Our host mom has been hosting study abroad students from all over the world for more than 30 years so she knew how to take care of us. She would serve us a huge lunch everyday (that threw us into food comas) and understood that we Americans were not used to eating dinner at 10 p.m. like the Spaniards, so she would have dinner ready for us at 8:30 p.m. which was the perfect compromise. We lived in a piso which is like a Spanish house but in an apartment building. Our piso had five rooms so my roommate and I were fortunate enough to have our own rooms.
I really enjoyed living with a host mother because it forced me to speak Spanish (she didn't speak a lick of English). If I had lived with all American roommates, I don't think I would have become fluent at the end of my four months abroad.

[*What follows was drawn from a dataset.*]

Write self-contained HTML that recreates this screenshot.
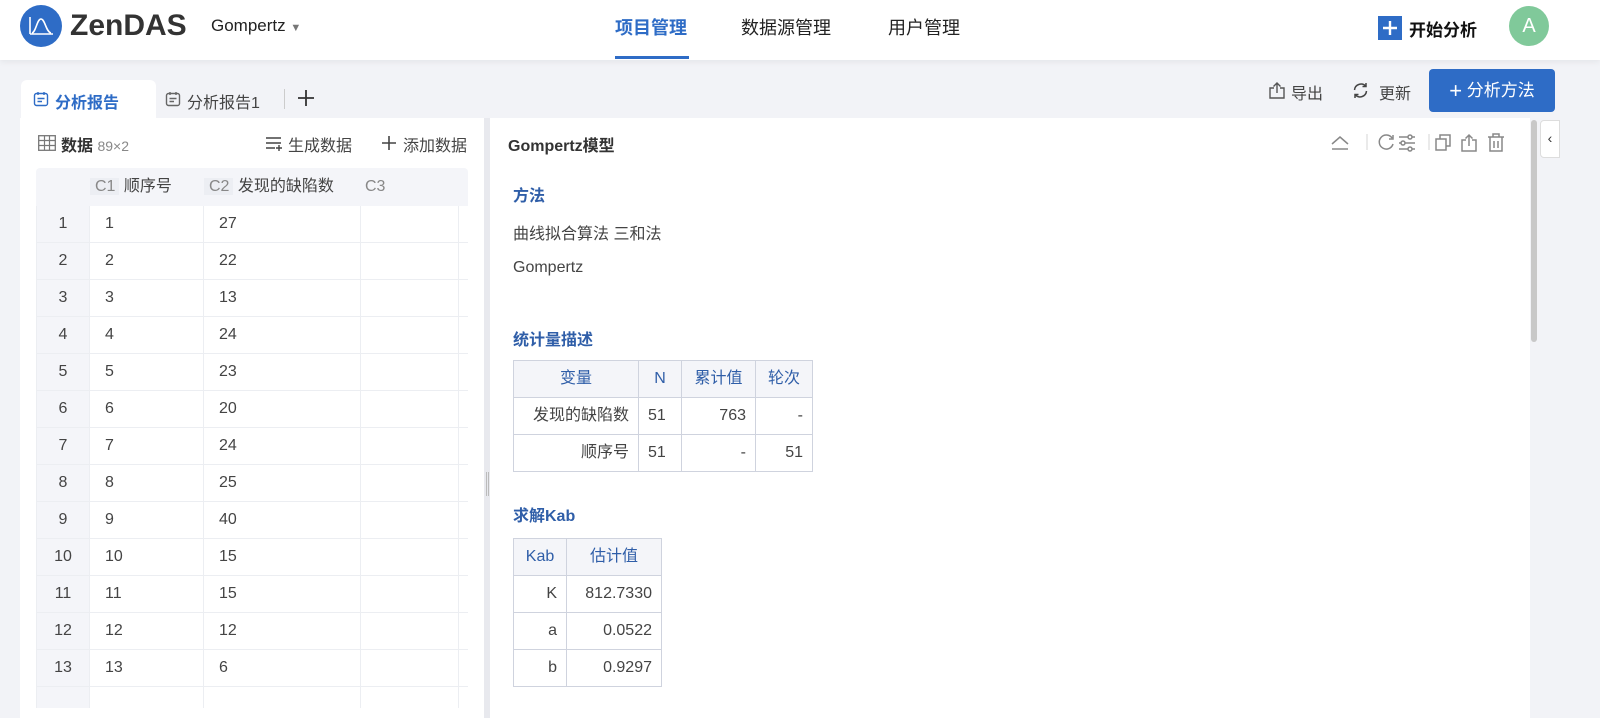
<!DOCTYPE html>
<html><head><meta charset="utf-8"><style>
*{margin:0;padding:0;box-sizing:border-box}
body{width:1600px;height:711px;overflow:hidden;background:#f2f3f7;font-family:"Liberation Sans","Noto Sans CJK SC",sans-serif;color:#333;position:relative}
.a{position:absolute;white-space:nowrap}
.hdr{left:0;top:0;width:1600px;height:60px;background:#fff;box-shadow:0 2px 6px rgba(0,0,0,.06)}
.nav{font-size:18px;top:14px;color:#222}
table{border-collapse:collapse;position:absolute;font-size:16px;table-layout:fixed}
td{vertical-align:middle;line-height:20px}
.st td{border:1px solid #cfd3de;height:37px;padding:0 9px;color:#444}
.st tr:first-child td{background:#f4f5f9;color:#2f5ea8;text-align:center}
.dt td{border:1px solid #eceef2;height:37px;color:#444;font-size:16px;padding:0}
.ic{fill:none;stroke:#888;stroke-width:1.4}
</style></head><body>
<div class="a hdr"></div>
<svg class="a" style="left:20px;top:5px" width="44" height="44"><circle cx="21" cy="21" r="21" fill="#2e6cc6"/><path d="M10 29V12M10 29H33M12 28C16 27 17 14 21 14S26 27 31 28" stroke="#fff" stroke-width="1.6" fill="none"/></svg>
<div class="a" style="left:70px;top:9px;font-size:30px;font-weight:bold;color:#333">ZenDAS</div>
<div class="a" style="left:211px;top:16px;font-size:17px;color:#222">Gompertz <span style="font-size:11px;color:#777">▼</span></div>
<div class="a nav" style="left:615px;color:#2e6cc6;font-weight:bold">项目管理</div>
<div class="a" style="left:615px;top:56px;width:74px;height:3px;background:#2e6cc6"></div>
<div class="a nav" style="left:741px">数据源管理</div>
<div class="a nav" style="left:888px">用户管理</div>
<svg class="a" style="left:1378px;top:16px" width="24" height="24"><rect width="24" height="24" fill="#2e6cc6"/><path d="M12 5V19M5 12H19" stroke="#fff" stroke-width="2.4"/></svg>
<div class="a" style="left:1409px;top:16px;font-size:17px;font-weight:bold;color:#111">开始分析</div>
<div class="a" style="left:1509px;top:6px;width:40px;height:40px;border-radius:50%;background:#80c99a;color:#fff;font-size:20px;text-align:center;line-height:40px">A</div>

<div class="a" style="left:21px;top:80px;width:135px;height:40px;background:#fff;border-radius:6px 6px 0 0"></div>
<svg class="a" style="left:33px;top:91px" width="16" height="16"><rect x="1.5" y="2.5" width="13" height="12" rx="2" fill="none" stroke="#2e6cc6" stroke-width="1.4"/><path d="M5 1V4M11 1V4M4.5 7.5H11.5M4.5 10.5H9" stroke="#2e6cc6" stroke-width="1.4"/></svg>
<div class="a" style="left:55px;top:89px;font-size:16px;color:#2e6cc6;font-weight:bold">分析报告</div>
<svg class="a" style="left:165px;top:91px" width="16" height="16"><rect x="1.5" y="2.5" width="13" height="12" rx="2" fill="none" stroke="#666" stroke-width="1.4"/><path d="M5 1V4M11 1V4M4.5 7.5H11.5M4.5 10.5H9" stroke="#666" stroke-width="1.4"/></svg>
<div class="a" style="left:187px;top:89px;font-size:16px;color:#444">分析报告1</div>
<div class="a" style="left:284px;top:89px;width:1px;height:20px;background:#ccc"></div>
<svg class="a" style="left:297px;top:89px" width="18" height="18"><path d="M9 1V17M1 9H17" stroke="#333" stroke-width="1.8"/></svg>
<svg class="a" style="left:1268px;top:81px" width="18" height="18" class="ic"><path d="M6 7H2V17H16V7H12M9 12V2M5.5 5.5L9 2L12.5 5.5" fill="none" stroke="#555" stroke-width="1.4"/></svg>
<div class="a" style="left:1291px;top:80px;font-size:16px;color:#444">导出</div>
<svg class="a" style="left:1352px;top:82px" width="17" height="17"><path d="M2.5 8A6.5 6.5 0 0 1 14 4.5M14.5 9A6.5 6.5 0 0 1 3 12.5M14 1V4.5H10.5M3 16V12.5H6.5" fill="none" stroke="#444" stroke-width="1.5"/></svg>
<div class="a" style="left:1379px;top:80px;font-size:16px;color:#444">更新</div>
<div class="a" style="left:1429px;top:69px;width:126px;height:43px;background:#2e6cc6;border-radius:4px;color:#fff;font-size:17px;line-height:43px;text-align:center"><span style="font-size:22px;vertical-align:-2px">+</span> 分析方法</div>

<div class="a" style="left:20px;top:118px;width:464px;height:600px;background:#fff"></div>
<svg class="a" style="left:38px;top:135px" width="18" height="16"><rect x="0.7" y="0.7" width="16.6" height="14.6" fill="none" stroke="#777" stroke-width="1.3"/><path d="M1 5.5H17M1 10.5H17M6.5 1V15M11.5 1V15" stroke="#777" stroke-width="1.2"/></svg>
<div class="a" style="left:61px;top:132px;font-size:16px;color:#333"><b>数据</b> <span style="color:#888;font-size:14px">89×2</span></div>
<svg class="a" style="left:265px;top:135px" width="18" height="16"><path d="M1 3H16M1 8H16M1 13H10M14 10V16M11 13H17" stroke="#444" stroke-width="1.4"/></svg>
<div class="a" style="left:288px;top:132px;font-size:16px;color:#444">生成数据</div>
<svg class="a" style="left:381px;top:135px" width="16" height="16"><path d="M8 1V15M1 8H15" stroke="#444" stroke-width="1.6"/></svg>
<div class="a" style="left:403px;top:132px;font-size:16px;color:#444">添加数据</div>
<div class="a" style="left:36px;top:168px;width:432px;height:540px;overflow:hidden;border-radius:4px 4px 0 0">
<table class="dt" style="left:0;top:0;width:440px">
<tr style="background:#f4f5f9"><td style="width:53px;border-color:#f4f5f9"></td><td style="width:114px;border-color:#f4f5f9"><span style="color:#888;padding:0 4px 0 5px;background:#eceef3">C1</span> 顺序号</td><td style="width:157px;border-color:#f4f5f9"><span style="color:#888;padding:0 4px 0 5px;background:#eceef3">C2</span> 发现的缺陷数</td><td style="width:98px;border-color:#f4f5f9"><span style="color:#888;padding:0 4px">C3</span></td><td style="border-color:#f4f5f9"></td></tr>
<tr><td style="background:#f4f5f9;text-align:center">1</td><td style="padding-left:15px">1</td><td style="padding-left:15px">27</td><td></td><td></td></tr>
<tr><td style="background:#f4f5f9;text-align:center">2</td><td style="padding-left:15px">2</td><td style="padding-left:15px">22</td><td></td><td></td></tr>
<tr><td style="background:#f4f5f9;text-align:center">3</td><td style="padding-left:15px">3</td><td style="padding-left:15px">13</td><td></td><td></td></tr>
<tr><td style="background:#f4f5f9;text-align:center">4</td><td style="padding-left:15px">4</td><td style="padding-left:15px">24</td><td></td><td></td></tr>
<tr><td style="background:#f4f5f9;text-align:center">5</td><td style="padding-left:15px">5</td><td style="padding-left:15px">23</td><td></td><td></td></tr>
<tr><td style="background:#f4f5f9;text-align:center">6</td><td style="padding-left:15px">6</td><td style="padding-left:15px">20</td><td></td><td></td></tr>
<tr><td style="background:#f4f5f9;text-align:center">7</td><td style="padding-left:15px">7</td><td style="padding-left:15px">24</td><td></td><td></td></tr>
<tr><td style="background:#f4f5f9;text-align:center">8</td><td style="padding-left:15px">8</td><td style="padding-left:15px">25</td><td></td><td></td></tr>
<tr><td style="background:#f4f5f9;text-align:center">9</td><td style="padding-left:15px">9</td><td style="padding-left:15px">40</td><td></td><td></td></tr>
<tr><td style="background:#f4f5f9;text-align:center">10</td><td style="padding-left:15px">10</td><td style="padding-left:15px">15</td><td></td><td></td></tr>
<tr><td style="background:#f4f5f9;text-align:center">11</td><td style="padding-left:15px">11</td><td style="padding-left:15px">15</td><td></td><td></td></tr>
<tr><td style="background:#f4f5f9;text-align:center">12</td><td style="padding-left:15px">12</td><td style="padding-left:15px">12</td><td></td><td></td></tr>
<tr><td style="background:#f4f5f9;text-align:center">13</td><td style="padding-left:15px">13</td><td style="padding-left:15px">6</td><td></td><td></td></tr>
<tr><td style="background:#f4f5f9"></td><td></td><td></td><td></td><td></td></tr>
</table></div>
<div class="a" style="left:484px;top:118px;width:6px;height:600px;background:#e8e9ee"></div>
<div class="a" style="left:486px;top:472px;height:24px;border-left:1px solid #bbb;border-right:1px solid #bbb;width:3px"></div>

<div class="a" style="left:490px;top:118px;width:1040px;height:600px;background:#fff"></div>
<div class="a" style="left:1531px;top:120px;width:6px;height:222px;background:#c8c8c8;border-radius:3px"></div>
<div class="a" style="left:1540px;top:120px;width:20px;height:38px;background:#fff;border:1px solid #ddd;border-radius:4px 0 0 4px;font-size:14px;text-align:center;line-height:34px;color:#333">‹</div>
<div class="a" style="left:508px;top:132px;font-size:16px;font-weight:bold;color:#333">Gompertz模型</div>
<svg class="a" style="left:1328px;top:132px" width="185" height="22">
<g fill="none" stroke="#888" stroke-width="1.5">
<path d="M4 12L12 5L20 12M4 17H20"/>
<path d="M39 2V18" stroke="#e2e2e2"/>
<path d="M64 6A7 7 0 1 0 65 12M65 3V7H61"/>
<path d="M71 5H87M71 11H87M71 17H87"/><circle cx="82" cy="5" r="2" fill="#fff"/><circle cx="75" cy="11" r="2" fill="#fff"/><circle cx="82" cy="17" r="2" fill="#fff"/>
<path d="M101 2V18" stroke="#e2e2e2"/>
<rect x="108" y="7" width="10" height="11"/><path d="M112 7V3H122V14H118"/>
<path d="M138 8H134V19H148V8H144M141 14V3M137.5 6.5L141 3L144.5 6.5"/>
<path d="M160 5H176M165 5V2H171V5M162 5V19H174V5M166 9V16M170 9V16"/>
</g></svg>
<div class="a" style="left:513px;top:182px;font-size:16px;font-weight:bold;color:#2f5ea8">方法</div>
<div class="a" style="left:513px;top:220px;font-size:16px;color:#444">曲线拟合算法 三和法</div>
<div class="a" style="left:513px;top:259px;font-size:16px;color:#444">Gompertz</div>
<div class="a" style="left:513px;top:326px;font-size:16px;font-weight:bold;color:#2f5ea8">统计量描述</div>
<table class="st" style="left:513px;top:360px;width:299px">
<tr><td style="width:125px">变量</td><td style="width:43px">N</td><td style="width:74px">累计值</td><td style="width:57px">轮次</td></tr>
<tr><td style="text-align:right">发现的缺陷数</td><td>51</td><td style="text-align:right">763</td><td style="text-align:right">-</td></tr>
<tr><td style="text-align:right">顺序号</td><td>51</td><td style="text-align:right">-</td><td style="text-align:right">51</td></tr>
</table>
<div class="a" style="left:513px;top:502px;font-size:16px;font-weight:bold;color:#2f5ea8">求解Kab</div>
<table class="st" style="left:513px;top:538px;width:148px">
<tr><td style="width:53px">Kab</td><td style="width:95px">估计值</td></tr>
<tr><td style="text-align:right">K</td><td style="text-align:right">812.7330</td></tr>
<tr><td style="text-align:right">a</td><td style="text-align:right">0.0522</td></tr>
<tr><td style="text-align:right">b</td><td style="text-align:right">0.9297</td></tr>
</table>
</body></html>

It was also very rewarding because she always shared her life with us and told us about the history and culture of Spain and Madrid.
How much has studying abroad impacted your life?
Studying abroad was probably the most rewarding experience I had while in college. I learned so much about the world and myself that I would have never learned if I had stayed in California all four years. Even a year and a half later, I miss my friends and experiences from my program and wish I could go back and do it all over.
I loved my experience so much that I came back and became a Global Ambassador for ISA. As a campus representative, I encourage prospective study abroad students to fulfill their dreams of going overseas for a semester, year or summer and help them with any questions or concerns they have.
Overall, my study abroad experience had a remarkable influence on the way I view life, others and the world. It inspired me to pursue a career in international affairs and to set goals to travel abroad to new places as much as I possibly can.